"""
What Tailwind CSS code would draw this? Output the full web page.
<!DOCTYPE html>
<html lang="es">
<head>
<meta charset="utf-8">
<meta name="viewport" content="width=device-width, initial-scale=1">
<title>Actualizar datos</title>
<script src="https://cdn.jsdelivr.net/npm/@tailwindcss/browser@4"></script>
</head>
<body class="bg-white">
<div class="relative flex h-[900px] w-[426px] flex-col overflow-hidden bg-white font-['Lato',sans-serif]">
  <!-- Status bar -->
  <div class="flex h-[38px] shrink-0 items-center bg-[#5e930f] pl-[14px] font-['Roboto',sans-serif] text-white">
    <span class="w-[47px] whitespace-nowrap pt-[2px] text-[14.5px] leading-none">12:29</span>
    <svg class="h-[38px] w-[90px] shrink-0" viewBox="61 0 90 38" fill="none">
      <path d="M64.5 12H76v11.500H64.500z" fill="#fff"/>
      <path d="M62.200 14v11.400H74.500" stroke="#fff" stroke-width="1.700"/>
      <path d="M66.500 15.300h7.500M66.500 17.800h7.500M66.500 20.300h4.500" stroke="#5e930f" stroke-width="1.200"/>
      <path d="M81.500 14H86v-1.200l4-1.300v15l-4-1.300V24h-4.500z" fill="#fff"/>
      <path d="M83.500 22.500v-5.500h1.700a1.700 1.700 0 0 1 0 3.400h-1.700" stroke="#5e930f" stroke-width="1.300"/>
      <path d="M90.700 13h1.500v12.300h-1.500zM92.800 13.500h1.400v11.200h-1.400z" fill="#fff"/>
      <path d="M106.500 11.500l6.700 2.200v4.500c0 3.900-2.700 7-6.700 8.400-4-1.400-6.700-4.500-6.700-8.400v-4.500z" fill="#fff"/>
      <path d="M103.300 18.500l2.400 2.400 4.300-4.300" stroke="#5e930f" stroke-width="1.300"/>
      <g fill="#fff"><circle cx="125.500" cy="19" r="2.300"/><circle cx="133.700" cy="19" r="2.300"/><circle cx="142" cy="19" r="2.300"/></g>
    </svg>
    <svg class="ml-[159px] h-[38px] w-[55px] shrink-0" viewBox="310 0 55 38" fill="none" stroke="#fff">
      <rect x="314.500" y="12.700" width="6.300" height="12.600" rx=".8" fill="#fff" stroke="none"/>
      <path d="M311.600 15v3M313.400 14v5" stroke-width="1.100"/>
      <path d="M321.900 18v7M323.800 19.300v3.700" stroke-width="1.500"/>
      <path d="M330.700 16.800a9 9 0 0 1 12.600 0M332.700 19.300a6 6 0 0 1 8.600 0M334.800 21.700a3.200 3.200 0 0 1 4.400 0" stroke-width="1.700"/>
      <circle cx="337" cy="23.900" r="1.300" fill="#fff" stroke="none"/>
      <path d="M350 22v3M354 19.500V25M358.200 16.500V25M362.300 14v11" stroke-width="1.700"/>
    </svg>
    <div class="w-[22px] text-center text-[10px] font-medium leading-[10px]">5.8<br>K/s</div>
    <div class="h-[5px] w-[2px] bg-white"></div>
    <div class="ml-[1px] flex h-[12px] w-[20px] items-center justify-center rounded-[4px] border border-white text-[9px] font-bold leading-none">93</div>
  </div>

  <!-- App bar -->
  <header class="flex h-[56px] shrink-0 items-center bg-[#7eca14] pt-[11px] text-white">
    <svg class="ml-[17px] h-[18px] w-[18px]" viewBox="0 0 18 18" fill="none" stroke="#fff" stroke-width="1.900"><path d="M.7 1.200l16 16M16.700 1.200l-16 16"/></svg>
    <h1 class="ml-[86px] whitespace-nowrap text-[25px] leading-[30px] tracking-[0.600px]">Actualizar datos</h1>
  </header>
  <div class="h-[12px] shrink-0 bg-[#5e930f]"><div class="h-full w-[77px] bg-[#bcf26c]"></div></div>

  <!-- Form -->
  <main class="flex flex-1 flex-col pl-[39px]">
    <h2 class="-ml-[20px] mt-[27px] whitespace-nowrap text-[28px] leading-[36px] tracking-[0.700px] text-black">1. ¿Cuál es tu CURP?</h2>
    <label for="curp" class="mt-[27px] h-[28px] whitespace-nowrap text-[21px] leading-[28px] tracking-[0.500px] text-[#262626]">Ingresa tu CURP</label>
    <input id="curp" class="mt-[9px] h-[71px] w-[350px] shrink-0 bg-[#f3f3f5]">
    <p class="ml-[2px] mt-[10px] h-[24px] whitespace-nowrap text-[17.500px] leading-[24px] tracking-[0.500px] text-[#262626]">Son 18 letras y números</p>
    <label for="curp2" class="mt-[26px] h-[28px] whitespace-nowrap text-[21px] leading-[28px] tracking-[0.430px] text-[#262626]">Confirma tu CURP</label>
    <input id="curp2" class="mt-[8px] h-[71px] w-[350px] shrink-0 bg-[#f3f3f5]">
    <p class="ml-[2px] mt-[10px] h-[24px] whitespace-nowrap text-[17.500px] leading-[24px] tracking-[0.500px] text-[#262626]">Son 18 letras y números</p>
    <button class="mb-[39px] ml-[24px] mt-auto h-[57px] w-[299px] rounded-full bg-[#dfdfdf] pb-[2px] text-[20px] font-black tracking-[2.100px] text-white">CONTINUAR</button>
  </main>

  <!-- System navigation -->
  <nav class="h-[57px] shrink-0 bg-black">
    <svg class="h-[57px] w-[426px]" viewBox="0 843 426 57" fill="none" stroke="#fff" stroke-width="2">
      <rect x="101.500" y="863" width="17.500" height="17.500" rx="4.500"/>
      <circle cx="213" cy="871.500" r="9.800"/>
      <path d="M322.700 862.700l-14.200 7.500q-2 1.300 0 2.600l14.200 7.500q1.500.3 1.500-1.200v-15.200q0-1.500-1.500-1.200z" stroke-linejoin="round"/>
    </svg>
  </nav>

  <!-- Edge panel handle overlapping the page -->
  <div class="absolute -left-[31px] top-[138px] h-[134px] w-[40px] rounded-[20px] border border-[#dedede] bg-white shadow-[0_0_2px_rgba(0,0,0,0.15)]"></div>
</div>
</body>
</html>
"""
"""
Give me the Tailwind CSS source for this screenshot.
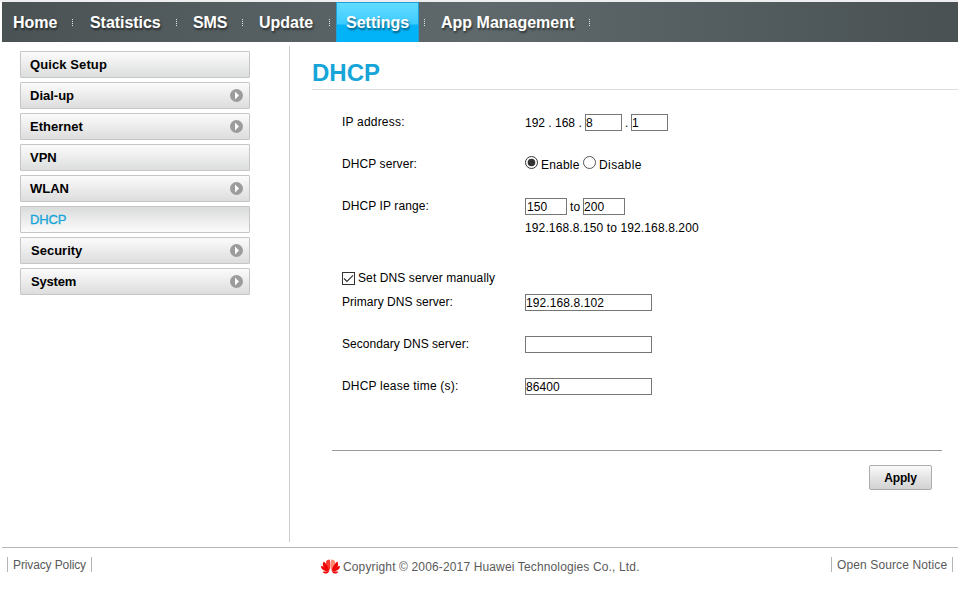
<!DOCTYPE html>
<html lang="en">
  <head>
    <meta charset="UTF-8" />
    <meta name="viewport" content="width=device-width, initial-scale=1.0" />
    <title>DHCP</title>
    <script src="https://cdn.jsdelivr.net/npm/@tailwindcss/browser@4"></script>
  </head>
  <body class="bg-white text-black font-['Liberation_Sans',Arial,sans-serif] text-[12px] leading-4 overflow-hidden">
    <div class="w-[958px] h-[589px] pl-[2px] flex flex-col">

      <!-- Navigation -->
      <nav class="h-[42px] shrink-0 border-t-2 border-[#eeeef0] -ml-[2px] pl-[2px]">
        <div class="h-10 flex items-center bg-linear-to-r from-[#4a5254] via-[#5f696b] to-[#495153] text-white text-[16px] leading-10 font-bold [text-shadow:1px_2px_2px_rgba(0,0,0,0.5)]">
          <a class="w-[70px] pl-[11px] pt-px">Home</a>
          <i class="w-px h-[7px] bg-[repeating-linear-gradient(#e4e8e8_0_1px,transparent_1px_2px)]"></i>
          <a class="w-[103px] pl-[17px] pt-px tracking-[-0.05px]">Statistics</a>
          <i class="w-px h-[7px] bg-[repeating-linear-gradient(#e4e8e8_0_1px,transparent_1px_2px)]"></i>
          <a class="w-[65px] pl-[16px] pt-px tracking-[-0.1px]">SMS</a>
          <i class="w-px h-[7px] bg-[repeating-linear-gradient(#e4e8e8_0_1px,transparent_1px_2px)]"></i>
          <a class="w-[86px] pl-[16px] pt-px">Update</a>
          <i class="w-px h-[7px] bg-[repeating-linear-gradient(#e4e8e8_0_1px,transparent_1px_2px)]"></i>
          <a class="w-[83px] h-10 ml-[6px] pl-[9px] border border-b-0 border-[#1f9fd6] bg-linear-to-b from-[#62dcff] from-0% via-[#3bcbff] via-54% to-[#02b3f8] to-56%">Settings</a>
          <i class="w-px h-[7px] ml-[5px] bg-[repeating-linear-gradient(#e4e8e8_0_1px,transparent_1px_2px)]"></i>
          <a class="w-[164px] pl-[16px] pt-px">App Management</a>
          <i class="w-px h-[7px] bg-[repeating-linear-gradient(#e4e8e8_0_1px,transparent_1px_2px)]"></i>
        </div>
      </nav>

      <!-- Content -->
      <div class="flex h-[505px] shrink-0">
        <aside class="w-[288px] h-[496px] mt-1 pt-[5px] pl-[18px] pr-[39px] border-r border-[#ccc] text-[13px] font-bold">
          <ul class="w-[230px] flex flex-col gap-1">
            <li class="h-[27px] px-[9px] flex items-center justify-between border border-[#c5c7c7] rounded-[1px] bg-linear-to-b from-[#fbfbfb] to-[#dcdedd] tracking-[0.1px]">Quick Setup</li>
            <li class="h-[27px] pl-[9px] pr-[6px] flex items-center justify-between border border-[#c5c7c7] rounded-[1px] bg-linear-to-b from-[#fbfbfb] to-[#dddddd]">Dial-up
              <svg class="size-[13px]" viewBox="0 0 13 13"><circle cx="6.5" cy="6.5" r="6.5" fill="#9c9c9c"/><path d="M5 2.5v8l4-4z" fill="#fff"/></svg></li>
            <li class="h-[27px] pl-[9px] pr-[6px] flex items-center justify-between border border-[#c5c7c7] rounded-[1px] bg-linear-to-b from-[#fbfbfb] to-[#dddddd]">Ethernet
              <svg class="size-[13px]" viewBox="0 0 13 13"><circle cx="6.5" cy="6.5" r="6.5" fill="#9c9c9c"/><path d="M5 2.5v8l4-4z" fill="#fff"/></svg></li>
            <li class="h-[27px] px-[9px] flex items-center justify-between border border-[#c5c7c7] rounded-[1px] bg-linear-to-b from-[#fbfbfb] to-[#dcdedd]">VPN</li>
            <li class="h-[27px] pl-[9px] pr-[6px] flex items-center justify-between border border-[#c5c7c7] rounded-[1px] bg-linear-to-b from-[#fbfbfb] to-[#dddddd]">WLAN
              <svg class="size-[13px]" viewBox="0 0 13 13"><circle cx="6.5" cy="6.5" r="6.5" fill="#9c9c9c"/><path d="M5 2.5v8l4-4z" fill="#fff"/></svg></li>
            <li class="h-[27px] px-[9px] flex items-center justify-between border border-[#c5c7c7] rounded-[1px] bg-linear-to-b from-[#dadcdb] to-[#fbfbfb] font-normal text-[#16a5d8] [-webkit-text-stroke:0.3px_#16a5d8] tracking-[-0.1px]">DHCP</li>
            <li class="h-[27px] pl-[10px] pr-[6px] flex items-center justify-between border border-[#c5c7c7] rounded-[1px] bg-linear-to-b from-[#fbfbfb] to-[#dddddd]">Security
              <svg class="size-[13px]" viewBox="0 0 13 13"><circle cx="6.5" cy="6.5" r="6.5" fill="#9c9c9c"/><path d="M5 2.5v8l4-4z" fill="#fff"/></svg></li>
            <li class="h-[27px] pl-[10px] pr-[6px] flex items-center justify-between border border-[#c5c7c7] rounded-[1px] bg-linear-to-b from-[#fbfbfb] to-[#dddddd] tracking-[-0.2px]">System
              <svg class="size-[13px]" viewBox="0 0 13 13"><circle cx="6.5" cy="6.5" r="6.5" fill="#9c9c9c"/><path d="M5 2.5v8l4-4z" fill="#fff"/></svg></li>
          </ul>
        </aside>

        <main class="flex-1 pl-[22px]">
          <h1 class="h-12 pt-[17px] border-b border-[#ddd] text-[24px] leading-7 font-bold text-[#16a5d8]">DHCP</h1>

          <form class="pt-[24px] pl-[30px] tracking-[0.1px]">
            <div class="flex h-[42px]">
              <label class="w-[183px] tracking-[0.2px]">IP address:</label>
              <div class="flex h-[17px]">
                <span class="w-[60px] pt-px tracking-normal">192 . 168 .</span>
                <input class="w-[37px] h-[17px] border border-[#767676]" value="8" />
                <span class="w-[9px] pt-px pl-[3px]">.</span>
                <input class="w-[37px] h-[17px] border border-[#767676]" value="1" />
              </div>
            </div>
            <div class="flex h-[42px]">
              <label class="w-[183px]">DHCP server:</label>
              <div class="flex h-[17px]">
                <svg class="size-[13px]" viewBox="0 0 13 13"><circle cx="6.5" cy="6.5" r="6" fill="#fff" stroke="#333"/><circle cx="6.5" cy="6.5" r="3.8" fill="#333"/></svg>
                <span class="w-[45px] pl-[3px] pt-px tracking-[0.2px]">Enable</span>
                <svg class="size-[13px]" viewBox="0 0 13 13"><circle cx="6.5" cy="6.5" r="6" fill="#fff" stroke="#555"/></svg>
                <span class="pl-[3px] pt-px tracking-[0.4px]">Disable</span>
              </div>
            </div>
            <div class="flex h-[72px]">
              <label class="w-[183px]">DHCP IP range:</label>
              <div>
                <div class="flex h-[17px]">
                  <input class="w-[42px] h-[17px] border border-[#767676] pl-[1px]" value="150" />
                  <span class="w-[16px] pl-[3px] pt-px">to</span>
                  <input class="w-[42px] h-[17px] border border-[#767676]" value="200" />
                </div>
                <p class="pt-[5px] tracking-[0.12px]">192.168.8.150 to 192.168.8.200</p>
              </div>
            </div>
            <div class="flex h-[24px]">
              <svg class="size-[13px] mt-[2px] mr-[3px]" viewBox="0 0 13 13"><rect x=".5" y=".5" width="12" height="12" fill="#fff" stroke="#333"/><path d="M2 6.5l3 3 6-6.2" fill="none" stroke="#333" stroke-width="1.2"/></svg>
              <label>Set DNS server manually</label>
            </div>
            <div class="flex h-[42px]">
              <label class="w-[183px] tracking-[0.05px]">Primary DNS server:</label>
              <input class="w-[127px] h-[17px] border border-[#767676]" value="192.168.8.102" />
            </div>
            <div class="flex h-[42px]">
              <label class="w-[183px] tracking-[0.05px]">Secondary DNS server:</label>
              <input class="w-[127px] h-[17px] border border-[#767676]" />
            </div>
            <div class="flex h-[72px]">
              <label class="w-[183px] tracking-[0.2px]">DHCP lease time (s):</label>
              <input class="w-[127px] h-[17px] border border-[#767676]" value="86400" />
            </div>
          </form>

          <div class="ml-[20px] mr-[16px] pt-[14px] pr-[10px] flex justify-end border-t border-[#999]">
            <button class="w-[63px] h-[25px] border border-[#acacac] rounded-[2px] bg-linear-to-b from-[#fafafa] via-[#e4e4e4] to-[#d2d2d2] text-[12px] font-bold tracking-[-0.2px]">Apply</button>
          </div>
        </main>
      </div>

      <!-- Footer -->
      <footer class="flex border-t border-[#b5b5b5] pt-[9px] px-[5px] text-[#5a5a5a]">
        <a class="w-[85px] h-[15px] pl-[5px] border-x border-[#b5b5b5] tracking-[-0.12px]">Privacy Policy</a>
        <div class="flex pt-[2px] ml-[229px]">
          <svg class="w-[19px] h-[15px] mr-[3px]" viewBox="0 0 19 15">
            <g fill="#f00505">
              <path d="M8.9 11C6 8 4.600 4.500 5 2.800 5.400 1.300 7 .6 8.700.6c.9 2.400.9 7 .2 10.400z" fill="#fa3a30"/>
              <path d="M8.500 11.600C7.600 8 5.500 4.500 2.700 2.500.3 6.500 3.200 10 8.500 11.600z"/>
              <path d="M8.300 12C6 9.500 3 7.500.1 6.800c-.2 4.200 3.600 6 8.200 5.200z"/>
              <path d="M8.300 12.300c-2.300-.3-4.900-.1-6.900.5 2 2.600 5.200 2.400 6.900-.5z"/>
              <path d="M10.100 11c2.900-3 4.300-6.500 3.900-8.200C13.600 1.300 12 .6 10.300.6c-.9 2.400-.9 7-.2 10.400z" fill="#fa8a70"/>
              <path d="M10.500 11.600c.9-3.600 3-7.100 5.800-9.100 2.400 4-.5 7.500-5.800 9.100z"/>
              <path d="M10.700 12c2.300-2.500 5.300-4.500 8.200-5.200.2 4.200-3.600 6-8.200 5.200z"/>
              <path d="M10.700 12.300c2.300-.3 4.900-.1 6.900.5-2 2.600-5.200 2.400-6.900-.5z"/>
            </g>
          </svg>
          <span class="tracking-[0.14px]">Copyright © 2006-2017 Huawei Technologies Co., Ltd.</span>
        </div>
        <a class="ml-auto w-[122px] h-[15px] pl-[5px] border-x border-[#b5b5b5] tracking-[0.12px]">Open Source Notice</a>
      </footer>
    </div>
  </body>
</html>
"""
"""
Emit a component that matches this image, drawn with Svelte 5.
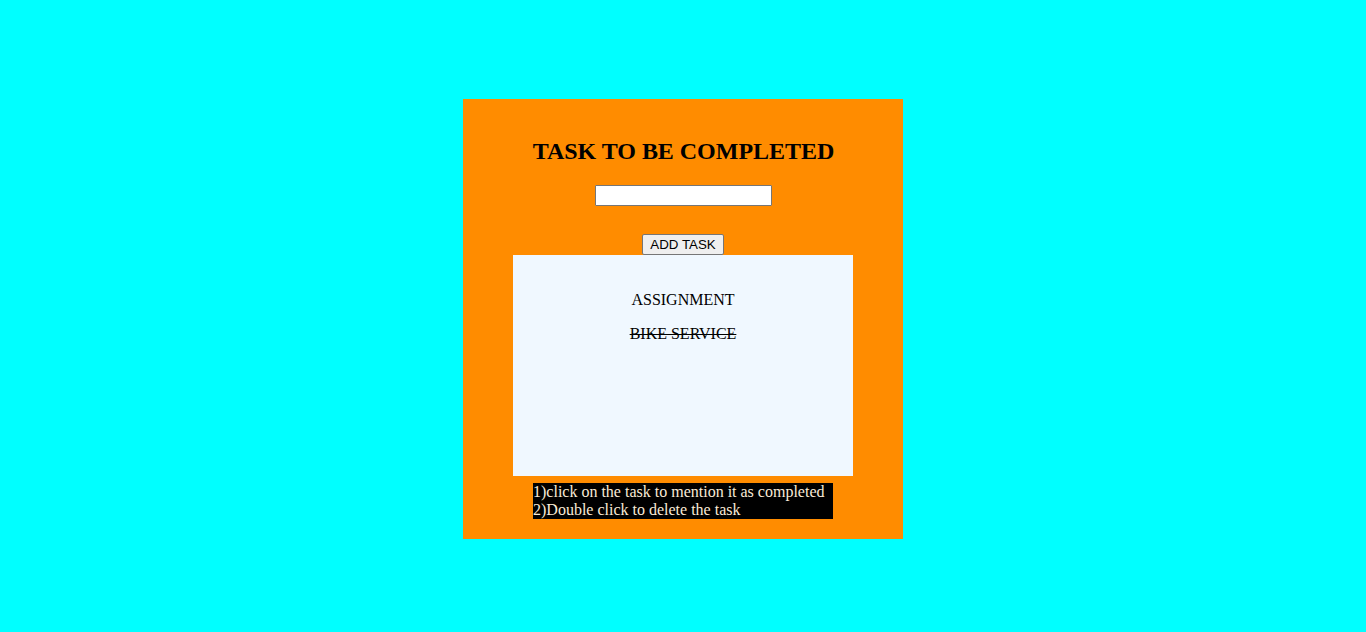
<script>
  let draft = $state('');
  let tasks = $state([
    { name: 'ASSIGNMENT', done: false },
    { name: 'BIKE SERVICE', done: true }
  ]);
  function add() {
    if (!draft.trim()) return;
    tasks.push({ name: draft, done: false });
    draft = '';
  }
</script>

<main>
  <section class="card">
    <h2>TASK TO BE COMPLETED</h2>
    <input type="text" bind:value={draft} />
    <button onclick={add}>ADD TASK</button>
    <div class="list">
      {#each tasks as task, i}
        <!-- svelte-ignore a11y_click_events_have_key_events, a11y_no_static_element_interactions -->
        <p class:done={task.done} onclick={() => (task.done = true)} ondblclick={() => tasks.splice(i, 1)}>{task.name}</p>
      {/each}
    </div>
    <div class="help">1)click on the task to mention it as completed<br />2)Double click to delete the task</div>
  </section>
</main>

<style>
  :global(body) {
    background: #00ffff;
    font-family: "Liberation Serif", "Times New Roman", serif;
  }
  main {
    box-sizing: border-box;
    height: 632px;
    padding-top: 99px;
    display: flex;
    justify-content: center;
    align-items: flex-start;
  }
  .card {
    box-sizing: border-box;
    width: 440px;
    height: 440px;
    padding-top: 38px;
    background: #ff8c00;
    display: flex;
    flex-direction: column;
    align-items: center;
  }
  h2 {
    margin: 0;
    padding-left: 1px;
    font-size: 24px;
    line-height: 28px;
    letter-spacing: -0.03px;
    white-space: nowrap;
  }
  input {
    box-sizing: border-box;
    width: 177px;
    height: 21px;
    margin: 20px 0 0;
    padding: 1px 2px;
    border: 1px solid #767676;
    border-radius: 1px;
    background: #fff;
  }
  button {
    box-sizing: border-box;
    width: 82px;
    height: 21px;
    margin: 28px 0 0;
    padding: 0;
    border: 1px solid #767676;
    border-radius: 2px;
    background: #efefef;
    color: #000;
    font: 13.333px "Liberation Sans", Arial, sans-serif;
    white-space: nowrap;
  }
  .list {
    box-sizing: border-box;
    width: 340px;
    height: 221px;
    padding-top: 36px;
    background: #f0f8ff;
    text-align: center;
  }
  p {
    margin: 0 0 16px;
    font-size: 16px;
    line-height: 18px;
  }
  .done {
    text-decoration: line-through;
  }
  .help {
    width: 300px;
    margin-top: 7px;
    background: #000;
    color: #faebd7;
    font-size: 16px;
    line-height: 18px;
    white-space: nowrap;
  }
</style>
"""
■ Challenge
Every line from the one containing "Give me the" through the one containing "h-[589px] pl-[2px] flex" should be quoted exactly, and no other lines; keep pictures out of the copy.

■ Exercise answer
Give me the Tailwind CSS source for this screenshot.
<!DOCTYPE html>
<html lang="en">
  <head>
    <meta charset="UTF-8" />
    <meta name="viewport" content="width=device-width, initial-scale=1.0" />
    <title>DHCP</title>
    <script src="https://cdn.jsdelivr.net/npm/@tailwindcss/browser@4"></script>
  </head>
  <body class="bg-white text-black font-['Liberation_Sans',Arial,sans-serif] text-[12px] leading-4 overflow-hidden">
    <div class="w-[958px] h-[589px] pl-[2px] flex flex-col">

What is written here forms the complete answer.